* [Records]
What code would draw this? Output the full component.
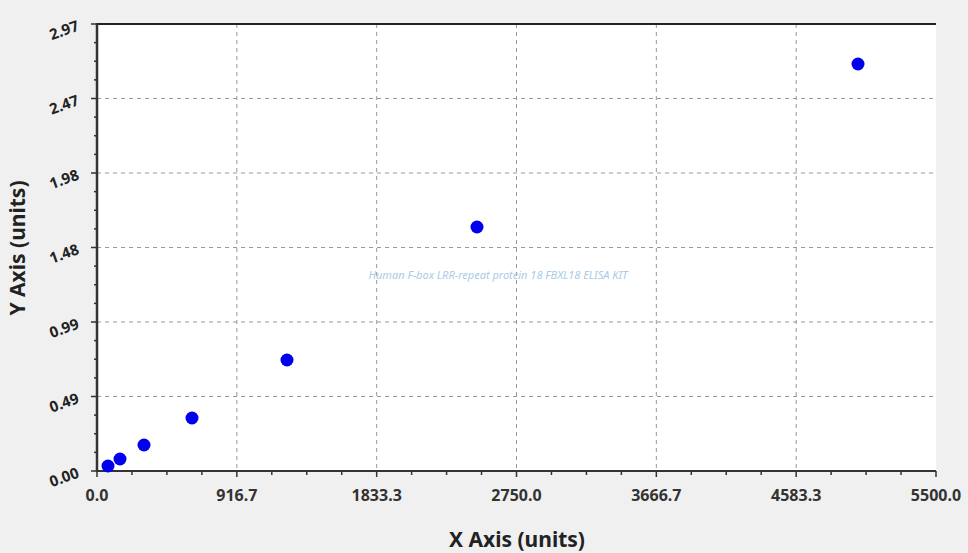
import React from 'react';

const L = 97, T = 24, R = 936, B = 471;
const xs = [0, 916.7, 1833.3, 2750.0, 3666.7, 4583.3, 5500.0];
const ys = ['0.00', '0.49', '0.99', '1.48', '1.98', '2.47', '2.97'];
const pts = [[108, 466], [120, 459], [144, 445], [192, 418], [287, 360], [477, 227], [858, 64]];

export default function App() {
  const dx = (R - L) / 6;
  const dy = (B - T) / 6;
  return (
    <div className="w-[968px] h-[553px] bg-[#f0f0f0] font-['Liberation_Sans',Arial,sans-serif]">
      <svg width="968" height="553" viewBox="0 0 968 553">
        <rect x={L} y={T} width={R - L} height={B - T} fill="#fff" />
        {[1, 2, 3, 4, 5].map(i => (
          <line key={'gx' + i} x1={L + i * dx} y1={T} x2={L + i * dx} y2={B} stroke="#999" strokeDasharray="4 4" />
        ))}
        {[1, 2, 3, 4, 5].map(i => (
          <line key={'gy' + i} x1={L} y1={B - i * dy} x2={R} y2={B - i * dy} stroke="#999" strokeDasharray="4 4" />
        ))}
        {Array.from({ length: 25 }, (_, i) => (
          <line key={'ty' + i} x1={L - (i % 4 === 0 ? 6 : 3)} y1={B - i * dy / 4} x2={L} y2={B - i * dy / 4} stroke="#333" strokeWidth="1.5" />
        ))}
        {Array.from({ length: 25 }, (_, i) => (
          <line key={'tx' + i} x1={L + i * dx / 4} y1={B} x2={L + i * dx / 4} y2={B + (i % 4 === 0 ? 6 : 4)} stroke="#333" strokeWidth="1.5" />
        ))}
        <line x1={L} y1={T} x2={R} y2={T} stroke="#222" strokeWidth="2" />
        <line x1={L} y1={T - 1} x2={L} y2={B + 1} stroke="#333" strokeWidth="2.5" />
        <line x1={L} y1={B} x2={R} y2={B} stroke="#333" strokeWidth="2" />
        {ys.map((t, i) => (
          <text key={t} x={0} y={0} transform={`translate(80 ${B - i * dy + 6}) rotate(-20)`} textAnchor="end" fontSize="15" fontWeight="bold" fill="#222">{t}</text>
        ))}
        {xs.map((t, i) => (
          <text key={t} x={L + i * dx} y={501} textAnchor="middle" fontSize="16" fontWeight="bold" fill="#333">{t.toFixed(1)}</text>
        ))}
        {pts.map(([x, y], i) => (
          <circle key={i} cx={x} cy={y} r="6.5" fill="#0000ee" />
        ))}
        <text x={498} y={279} textAnchor="middle" fontSize="11" fontStyle="italic" fill="#a8cbe8">Human F-box LRR-repeat protein 18 FBXL18 ELISA KIT</text>
        <text x={517} y={547} textAnchor="middle" fontSize="21" fontWeight="bold" fill="#222">X Axis (units)</text>
        <text x={0} y={0} transform="translate(25 248) rotate(-90)" textAnchor="middle" fontSize="21" fontWeight="bold" fill="#222">Y Axis (units)</text>
      </svg>
    </div>
  );
}
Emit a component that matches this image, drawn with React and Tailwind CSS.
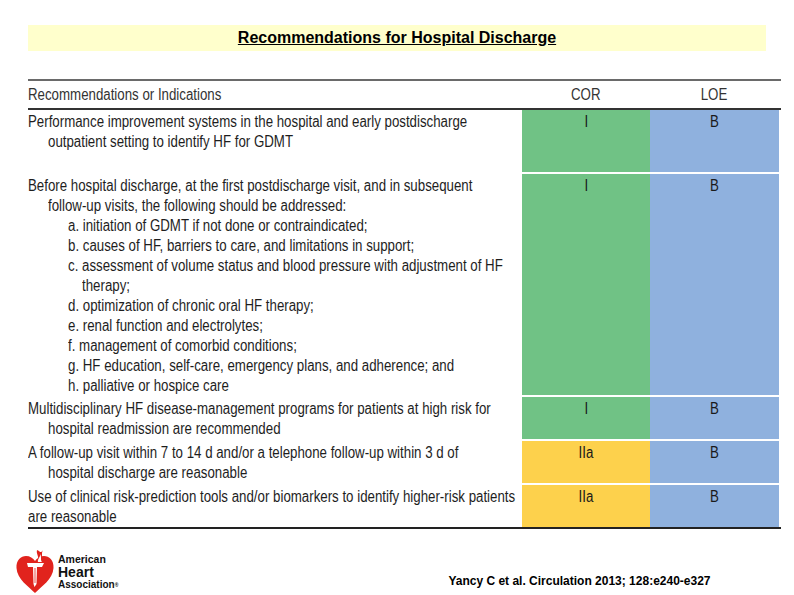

* [What to work on] All of the lines above should be printed exactly, minus the pictures.

* [Task response]
What code would draw this? Output the full component.
import React from 'react';

const L = 97, T = 24, R = 936, B = 471;
const xs = [0, 916.7, 1833.3, 2750.0, 3666.7, 4583.3, 5500.0];
const ys = ['0.00', '0.49', '0.99', '1.48', '1.98', '2.47', '2.97'];
const pts = [[108, 466], [120, 459], [144, 445], [192, 418], [287, 360], [477, 227], [858, 64]];

export default function App() {
  const dx = (R - L) / 6;
  const dy = (B - T) / 6;
  return (
    <div className="w-[968px] h-[553px] bg-[#f0f0f0] font-['Liberation_Sans',Arial,sans-serif]">
      <svg width="968" height="553" viewBox="0 0 968 553">
        <rect x={L} y={T} width={R - L} height={B - T} fill="#fff" />
        {[1, 2, 3, 4, 5].map(i => (
          <line key={'gx' + i} x1={L + i * dx} y1={T} x2={L + i * dx} y2={B} stroke="#999" strokeDasharray="4 4" />
        ))}
        {[1, 2, 3, 4, 5].map(i => (
          <line key={'gy' + i} x1={L} y1={B - i * dy} x2={R} y2={B - i * dy} stroke="#999" strokeDasharray="4 4" />
        ))}
        {Array.from({ length: 25 }, (_, i) => (
          <line key={'ty' + i} x1={L - (i % 4 === 0 ? 6 : 3)} y1={B - i * dy / 4} x2={L} y2={B - i * dy / 4} stroke="#333" strokeWidth="1.5" />
        ))}
        {Array.from({ length: 25 }, (_, i) => (
          <line key={'tx' + i} x1={L + i * dx / 4} y1={B} x2={L + i * dx / 4} y2={B + (i % 4 === 0 ? 6 : 4)} stroke="#333" strokeWidth="1.5" />
        ))}
        <line x1={L} y1={T} x2={R} y2={T} stroke="#222" strokeWidth="2" />
        <line x1={L} y1={T - 1} x2={L} y2={B + 1} stroke="#333" strokeWidth="2.5" />
        <line x1={L} y1={B} x2={R} y2={B} stroke="#333" strokeWidth="2" />
        {ys.map((t, i) => (
          <text key={t} x={0} y={0} transform={`translate(80 ${B - i * dy + 6}) rotate(-20)`} textAnchor="end" fontSize="15" fontWeight="bold" fill="#222">{t}</text>
        ))}
        {xs.map((t, i) => (
          <text key={t} x={L + i * dx} y={501} textAnchor="middle" fontSize="16" fontWeight="bold" fill="#333">{t.toFixed(1)}</text>
        ))}
        {pts.map(([x, y], i) => (
          <circle key={i} cx={x} cy={y} r="6.5" fill="#0000ee" />
        ))}
        <text x={498} y={279} textAnchor="middle" fontSize="11" fontStyle="italic" fill="#a8cbe8">Human F-box LRR-repeat protein 18 FBXL18 ELISA KIT</text>
        <text x={517} y={547} textAnchor="middle" fontSize="21" fontWeight="bold" fill="#222">X Axis (units)</text>
        <text x={0} y={0} transform="translate(25 248) rotate(-90)" textAnchor="middle" fontSize="21" fontWeight="bold" fill="#222">Y Axis (units)</text>
      </svg>
    </div>
  );
}
Emit a component that matches this image, drawn with React and Tailwind CSS.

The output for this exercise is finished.